Larger male wolves are good at the grunt work, gabbing on to a prey animal and pulling it down.
Yellowstone wolves are as huge as they’re sometimes imagined to be, he added. For mature wolves – at least a year and half old – the average weights are about 114 pounds for males and 96 pounds for females.
Over 28 years of research, teams have captured and weighed only about 15 Yellowstone wolves that topped 130 pounds,” Stahler said.
What Happened On The Firehole?
Stahler said he doesn’t know all the details of the bison bull takedown on the Firehole River, but it seemed typical of wolves’ bison hunting tactics.

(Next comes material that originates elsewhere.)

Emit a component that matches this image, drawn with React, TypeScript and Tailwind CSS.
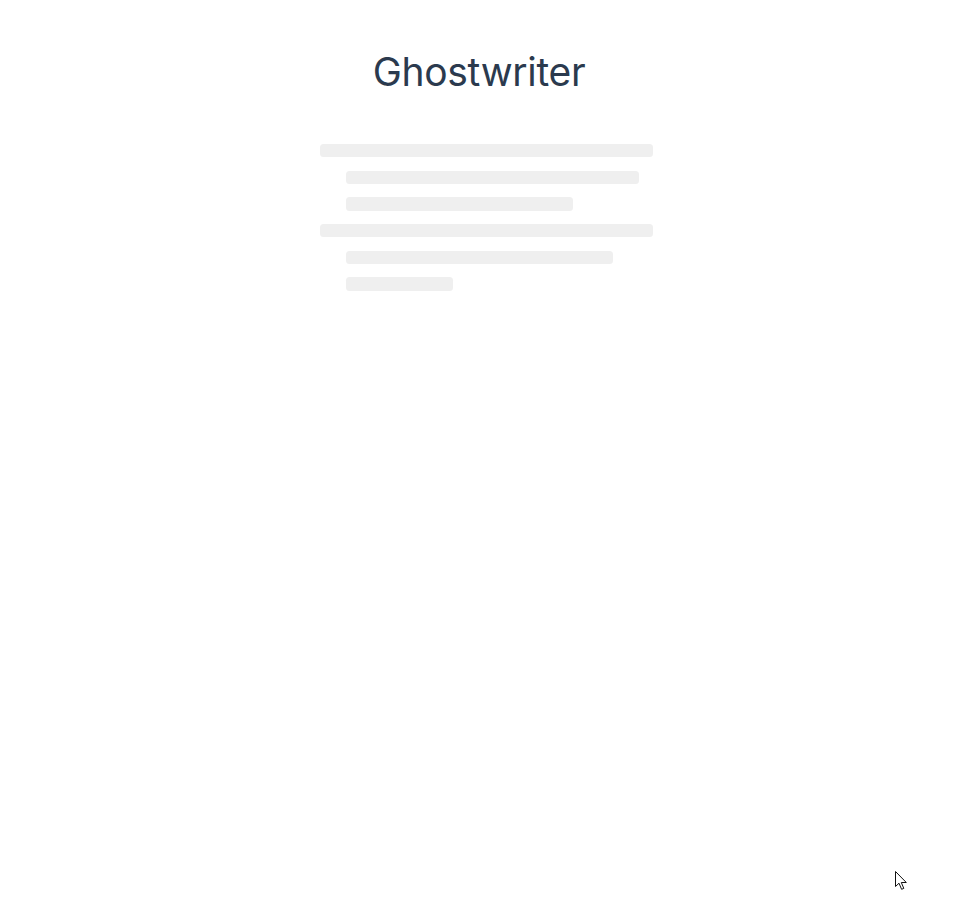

The wolves probably caught the bull alone or in only a small group with other bulls, he said. That’s because bull bison tend to separate from the main herds this time of year.
The bull might have been previously injured or had some other signs of weakness that the wolves picked upon.
At some points during the long standoff, the bison stood in the river, which is a typical trick that some prey animals use to try escaping death, he said.
“Elk and bison will try to take a stand in the water” when cornered by wolves, Stahler said.
Many photos of the event show the bleeding bison bedded down in the snow, with the wolves bedded around him in a circle.
Again, that’s a typical tactic of trying to wait a large animal out, with some wolves occasionally going in for a quick strike to further weaken the prey.
“It’s raw, it’s wild and it’s not always clean,” Stahler said. “When wolves hunt, all they have is their mouths and their buddies.”